By Bob Mackey, representative for the EAA Aircraft Insurance Plan, Administered by Falcon Insurance Agency

February 19, 2009 — I recently spoke at a gathering of EAA members attending a builder’s workshop at Sonex Aircraft in Oshkosh. I spent some time touching on a few important tips for getting the right airplane insurance at the best price and also answered several questions. Afterwards a gentleman – who has built a Sonex - approached with a question. “My instructor told me that before he can give me my flight review he needs to be named as a pilot on my insurance policy. Will this cause the cost of my insurance to go up?”

I replied with a question of my own: “Why does the instructor feel he needs to be named on your insurance as an approved pilot?” to which he answered, “Well, he said that if he was named on my policy then he would be covered by my insurance.”

I told him that it doesn’t quite work that way. (I also thought to myself, “It’s happening again!”)

If you own an airplane it is extremely important that all pilots who fly your airplane either be a named approved pilot on your policy or that they meet the Open Pilot Warranty. The latter is a clause that appears on some policies stating general requirements (certificate, ratings, hours, etc.) for pilots to fly or operate your airplane. If you have this clause in your airplane insurance policy and someone flies or operates your airplane that is not a named approved pilot or does not meet the Open Pilot Warranty, then you very well may have a coverage problem should an accident occur. You should carefully read the “Definitions” in your policy, where “Insured” is addressed.

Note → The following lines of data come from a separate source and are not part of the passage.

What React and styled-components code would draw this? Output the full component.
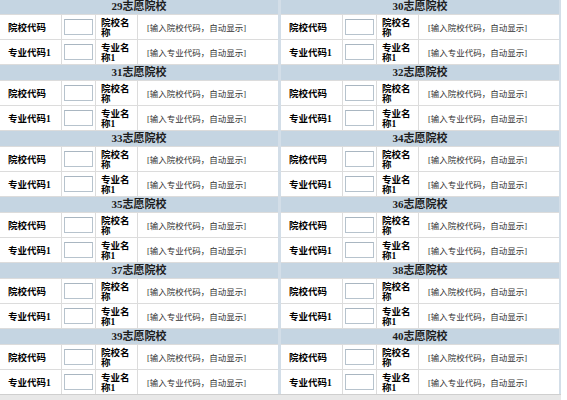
import React from "react";
import styled, { createGlobalStyle } from "styled-components";

const GlobalStyle = createGlobalStyle`
  html, body {
    margin: 0;
    padding: 0;
    background: #fff;
  }
  body {
    font-family: "Liberation Serif", "Noto Sans CJK SC", serif;
    color: #000;
  }
`;

const Sheet = styled.div`
  width: 559px;
  margin-top: -2px;
  padding-right: 2px;
  display: grid;
  grid-template-columns: 278px 278px;
  column-gap: 3px;
  background: #d3dee8;
`;

const Block = styled.section`
  display: grid;
  grid-template-columns: 61px 33px 41px 1fr;
  grid-template-rows: 15px 24px 24px;
  gap: 1px;
  border-top: 1px solid #dcdcdc;
  background: #dcdcdc;
`;

const Title = styled.div`
  grid-column: 1 / -1;
  background: #c5d5e2;
  text-align: center;
  font-size: 11px;
  font-weight: bold;
  line-height: 15px;
  color: #1c1c1c;
`;

const Cell = styled.div`
  background: #fff;
  display: flex;
  align-items: center;
`;

const Label = styled(Cell)`
  padding-left: 8px;
  font-size: 9.5px;
  font-weight: bold;
  white-space: nowrap;
`;

const FieldCell = styled(Cell)`
  padding-left: 2px;
`;

const CodeInput = styled.input`
  box-sizing: border-box;
  width: 29px;
  height: 16px;
  margin: 0;
  padding: 0 2px;
  border: 1px solid #b7c3cd;
  border-top-color: #a9b6c1;
  background: #fff;
  font-size: 9px;
`;

const NameLabel = styled(Cell)`
  padding: 1px 3px 0 5px;
  font-size: 9.5px;
  font-weight: bold;
  line-height: 10px;
`;

const Hint = styled(Cell)`
  padding-left: 9px;
  font-size: 8.5px;
  color: #333;
  white-space: nowrap;
`;

const Footer = styled.div`
  width: 561px;
  height: 12px;
  border-top: 1px solid #cfcfcf;
  background: #e8e8e8;
`;

const choices = Array.from({ length: 12 }, (_, i) => 29 + i);

const ChoiceBlock = ({ no }) => (
  <Block>
    <Title>{no}志愿院校</Title>
    <Label>院校代码</Label>
    <FieldCell>
      <CodeInput type="text" />
    </FieldCell>
    <NameLabel>院校名称</NameLabel>
    <Hint>[输入院校代码，自动显示]</Hint>
    <Label>专业代码1</Label>
    <FieldCell>
      <CodeInput type="text" />
    </FieldCell>
    <NameLabel>专业名称1</NameLabel>
    <Hint>[输入专业代码，自动显示]</Hint>
  </Block>
);

export default function App() {
  return (
    <>
      <GlobalStyle />
      <Sheet>
        {choices.map((no) => (
          <ChoiceBlock key={no} no={no} />
        ))}
      </Sheet>
      <Footer />
    </>
  );
}
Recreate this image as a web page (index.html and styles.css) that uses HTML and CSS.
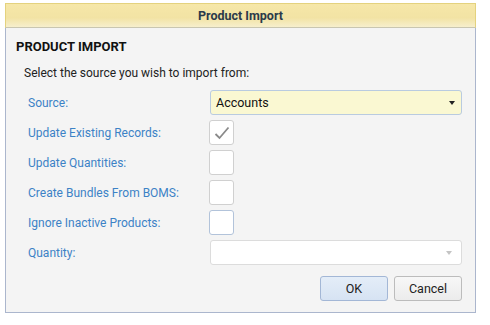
FILE: index.html
```html
<!doctype html>
<html>
<head>
<meta charset="utf-8">
<title>Product Import</title>
<link rel="stylesheet" href="styles.css">
</head>
<body>
<div class="win">
    <div class="winTitle">Product Import</div>
    <div class="winBody">
        <h2>PRODUCT IMPORT</h2>
        <p class="intro">Select the source you wish to import from:</p>
        <div class="form">
            <label>Source:</label>
            <div class="combo source">
                <span>Accounts</span>
                <i class="arrow"></i>
            </div>

            <label>Update Existing Records:</label>
            <div class="chk">
                <svg width="18" height="16" viewBox="0 0 18 16"><path d="M2.5 9 L6.5 13 L15.5 2.5" fill="none" stroke="#8a8a8a" stroke-width="1.8"/></svg>
            </div>

            <label>Update Quantities:</label>
            <div class="chk"></div>

            <label>Create Bundles From BOMS:</label>
            <div class="chk"></div>

            <label>Ignore Inactive Products:</label>
            <div class="chk focus"></div>

            <label>Quantity:</label>
            <div class="combo empty">
                <span></span>
                <i class="arrow"></i>
            </div>
        </div>
        <div class="btns">
            <button class="btn ok" type="button">OK</button>
            <button class="btn" type="button">Cancel</button>
        </div>
    </div>
</div>
</body>
</html>
```

FILE: styles.css
```css
*{ margin:0; padding:0; box-sizing:border-box}
body{ background:#fff; font-family:Roboto, "Liberation Sans", Arial, sans-serif; font-size:12px}
.win{ width:471px; margin:3px 0 0 5px}
.winTitle{ height:25px; line-height:24px; text-align:center; font-weight:bold; font-size:12.5px; color:#2b3a4a; border:1px solid #e4d27e; border-bottom-color:#c9c6b0; background:linear-gradient(#f6e7a8,#f2e3a4 60%,#f7efcd)}
.winBody{ height:285px; background:#f4f4f4; border:1px solid #abb6cd; border-top:none; padding:10px 0 0 10px}
.winBody h2{ font-size:13px; font-weight:bold; color:#111; line-height:16px; margin-top:1px}
.intro{ color:#222; font-size:12px; line-height:16px; margin:10px 0 0 8px}
.form{ display:grid; grid-template-columns:182px 252px; grid-auto-rows:25px; row-gap:5px; margin:9px 0 0 12px; align-items:center}
.form label{ color:#3c82c6; font-size:12px}
.combo{ height:25px; border:1px solid #c6d2e2; border-radius:3px; display:flex; align-items:center; justify-content:space-between; padding:0 6px 0 5px; font-size:12.5px; color:#111}
.source{ background:#faf8d2; border-color:#b9cbe0}
.empty{ background:#fff; border-color:#dcdcdc}
.arrow{ width:0; height:0; border-left:3.5px solid transparent; border-right:3.5px solid transparent; border-top:4px solid #222}
.empty .arrow{ border-top-color:#c4c4c4; margin-right:3px}
.chk{ width:25px; height:25px; margin-left:-1px; background:#fff; border:1px solid #d0d0d0; border-radius:3px; display:flex; align-items:center; justify-content:center}
.chk.focus{ border-color:#b2c3da}
.btns{ display:flex; justify-content:flex-end; gap:6px; margin:11px 13px 0 0}
.btn{ width:68px; height:25px; font-family:Roboto, "Liberation Sans", Arial, sans-serif; font-size:12.5px; color:#222; border:1px solid #bcbcbc; border-radius:3px; background:linear-gradient(#f7f7f7,#ececec)}
.btn.ok{ border-color:#a3b7d6; background:linear-gradient(#e4edf8,#d6e3f3)}
```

There’s something else you discover here, too. The definition of “Insured” excludes coverage to certain pilots. These include, but may not be limited to, the following, depending on how your airplane insurance policy is written: Pilots who are in the business of

  • Aircraft manufacturing,
  • Aircraft maintenance,
  • Aircraft repair,
  • Sales (aircraft, engines, components, accessories, etc.),
  • Airport (including hangar),
  • Flight school,
  • Flight service, and/or
  • Aircraft or pilot service.

(This applies if the pilot is doing any of the above while flying your airplane.)

That’s a pretty broad list and needless to say it can be construed to include many aviation activities. So why exclude insurance to pilots doing these things, and where or how do pilots who are doing these things get coverage?

One way to have your policy amended to include coverage for your flight instructor is to have the insurance company expand your insurance to include the flight instructor. This is done by adding the flight instructor as an Additional Insured and obtaining a Waiver of Subrogation from the insurance company. This means your insurance company is expanding your airplane insurance to also cover the flight instructor (Additional Insured) and the insurance company is agreeing to waive its right to seek recovery for damage to the airplane caused by the flight instructor (Waiver of Subrogation). This will probably cost you more money.

Is there any other way the flight instructor can be insured while they are flying with you in their role as an instructor? Yes, there are a couple of ways. One way is to be covered under an insurance policy held by the flight school where the instructor works. Usually if a flight school hires individuals who own their own airplanes, the flight school insurance will apply under non-owners liability and hull insurance. The problem here is that, in some situations, if the flight instructor is an independent contractor, the flight school’s insurance may not extend coverage to the individual flight instructor. This is an important item independent flight instructors should discuss with the flight school or flight schools where they teach.

It is also important that flight instructors (both employee and independent contractors) know whether or not their flight school has non-owners liability and hull insurance.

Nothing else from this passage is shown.